Orchestration’s auditability tends to make it the more practical choice for financial applications.

Decision 3: Inter-Service Communication

Synchronous service-to-service communication creates temporal coupling. Service A processes a request only when Service B is available.

In a payment system where the ledger service is a dependency of the payment service, a ledger outage stops payment processing.

Fintech availability requirements typically run at 99.99% or higher. Temporal coupling through synchronous calls is not an option.

Kafka as the financial event spine

Apache Kafka has become the dominant event streaming platform for fintech architectures because it provides the specific properties financial systems require.

These properties include durability (events persist and can replay), at-least-once delivery with idempotent consumers for exactly-once financial effects, partition-based ordering for per-account event sequencing, and replay capability for audit and disaster recovery scenarios.

It is exactly for these reasons that we often recommend Kafka when building a financial event spine.

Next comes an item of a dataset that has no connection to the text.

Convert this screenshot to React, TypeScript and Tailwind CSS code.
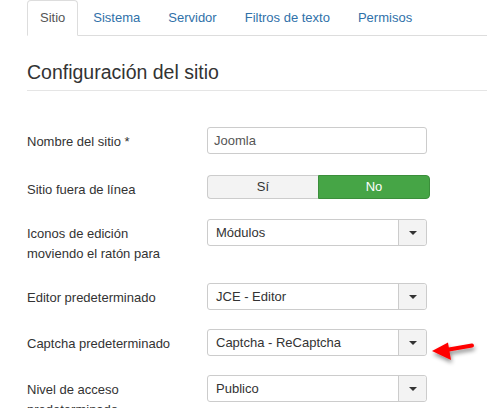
import React from "react";

const tabs = ["Sitio", "Sistema", "Servidor", "Filtros de texto", "Permisos"];

function Caret() {
  return (
    <svg width="8" height="4" viewBox="0 0 8 4" className="block">
      <path d="M0 0 L8 0 L4 4 Z" fill="#333" />
    </svg>
  );
}

function Select({ value }: { value: string }) {
  return (
    <div className="flex h-[27px] w-[220px] rounded-[3px] border border-[#ccc] bg-white text-[#333]">
      <div className="flex-1 pl-[8px] leading-[25px] truncate">{value}</div>
      <div className="flex w-[28px] items-center justify-center border-l border-[#ccc] bg-[#f3f3f3] rounded-r-[3px]">
        <Caret />
      </div>
    </div>
  );
}

function Row({
  label,
  children,
  mb = "mb-[19px]",
}: {
  label: React.ReactNode;
  children: React.ReactNode;
  mb?: string;
}) {
  return (
    <div className={`flex items-start ${mb}`}>
      <div className="w-[180px] shrink-0 pt-[5px] leading-[20px] text-[#333]">{label}</div>
      <div>{children}</div>
    </div>
  );
}

export default function App() {
  return (
    <div
      className="relative min-h-[408px] bg-white pl-[27px] text-[13px]"
      style={{ fontFamily: '"Liberation Sans", Arial, sans-serif' }}
    >
      <ul className="flex border-b border-[#ddd]">
        {tabs.map((t, i) => (
          <li
            key={t}
            className={`-mb-px mr-[2px] px-[12px] pt-[8px] pb-[8px] leading-[18px] border rounded-t-[4px] ${
              i === 0
                ? "border-[#ddd] border-b-white bg-white text-[#555]"
                : "border-transparent text-[#3071a9]"
            }`}
          >
            {t}
          </li>
        ))}
      </ul>

      <div className="mt-[18px] h-[37px] border-b border-[#e5e5e5] text-[19.5px] leading-[36px] text-[#333]">
        Configuración del sitio
      </div>

      <div className="mt-[36px]">
        <Row label="Nombre del sitio *" mb="mb-[21px]">
          <div className="h-[27px] w-[220px] rounded-[3px] border border-[#ccc] bg-white pl-[6px] leading-[25px] text-[#555]">
            Joomla
          </div>
        </Row>

        <Row label="Sitio fuera de línea">
          <div className="flex h-[24px] w-[223px]">
            <div className="flex-1 rounded-l-[4px] border border-[#ccc] border-r-0 bg-[#f3f3f3] text-center leading-[22px] text-[#333]">
              Sí
            </div>
            <div className="w-[112px] rounded-r-[4px] border border-[#3b8e3b] bg-[#46a546] text-center leading-[22px] text-white">
              No
            </div>
          </div>
        </Row>

        <Row
          label={
            <>
              Iconos de edición
              <br />
              moviendo el ratón para
            </>
          }
        >
          <Select value="Módulos" />
        </Row>

        <Row label="Editor predeterminado">
          <Select value="JCE - Editor" />
        </Row>

        <Row label="Captcha predeterminado">
          <Select value="Captcha - ReCaptcha" />
        </Row>

        <Row
          label={
            <>
              Nivel de acceso
              <br />
              predeterminado
            </>
          }
        >
          <Select value="Publico" />
        </Row>
      </div>

      <svg
        className="absolute left-[420px] top-[330px]"
        width="67"
        height="40"
        viewBox="420 330 67 40"
      >
        <defs>
          <filter id="sh" x="-30%" y="-50%" width="160%" height="220%">
            <feDropShadow dx="1" dy="3" stdDeviation="2" floodColor="#000" floodOpacity="0.45" />
          </filter>
        </defs>
        <g filter="url(#sh)">
          <path d="M446 350 L472 345.5" stroke="#f00" strokeWidth="4" strokeLinecap="round" />
          <path d="M432 351 L448 342.5 L451 360 Z" fill="#f00" />
        </g>
      </svg>
    </div>
  );
}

Every state change in every domain service publishes an event to a topic. Services that care about that change subscribe and process asynchronously, independently of each other.

Schema versioning as a non-negotiable requirement

Financial events carry long operational lifetimes. A PaymentCaptured event published today may need to be replayed during a disaster recovery exercise 18 months from now.

The schema of that event must remain stable across that period. A schema registry like Confluent Schema Registry or AWS Glue Schema Registry enforces these contracts across services and catches breaking changes before they reach production.

Exactly-once financial semantics via the outbox pattern

Kafka's at-least-once delivery means consumers may process the same event more than once.

For financial operations like ledger postings and reconciliation records, they are at risk of incorrect results if something is processed twice.

The outbox pattern closes this.

When a service writes a state change to its local database, it atomically writes the corresponding event to an outbox table in the same database transaction. A separate outbox processor publishes from the outbox to Kafka.

At-least-once Kafka delivery gets handled by idempotent consumers that check event IDs before processing, making the end-to-end effect exactly once, even though the delivery mechanism isn't.

Decision 4: Data Storage

Using a single database type for all financial data tends to be both a performance mistake and a compliance mistake.

Different financial data carries different access patterns, consistency requirements, and compliance constraints, and the storage technology that serves each type well tends to be different.

The polyglot persistence model for fintech.

Transactional database (PostgreSQL): the canonical store for financial records like ledger entries, payment records, and account states.

Read-optimized cache (Redis): hot balances, session tokens, idempotency key lookups.

Document store (MongoDB): flexible schemas for KYC/AML case management, fraud investigation records, and compliance event logs where data structure evolves alongside regulatory requirements.

Analytical warehouse (Snowflake, BigQuery, Databricks): aggregate analytics, regulatory reporting (CCAR, DFAST, BCBS 239 data lineage), ML feature stores for fraud detection models.

Data residency as an architectural constraint

For fintechs operating across jurisdictions, customer financial data may be legally required to remain within the customer's home jurisdiction.

This means you will need region-specific database instances with a routing layer that directs transactions to the appropriate regional database based on customer residency. Analytical aggregation across regions uses non-PII data only.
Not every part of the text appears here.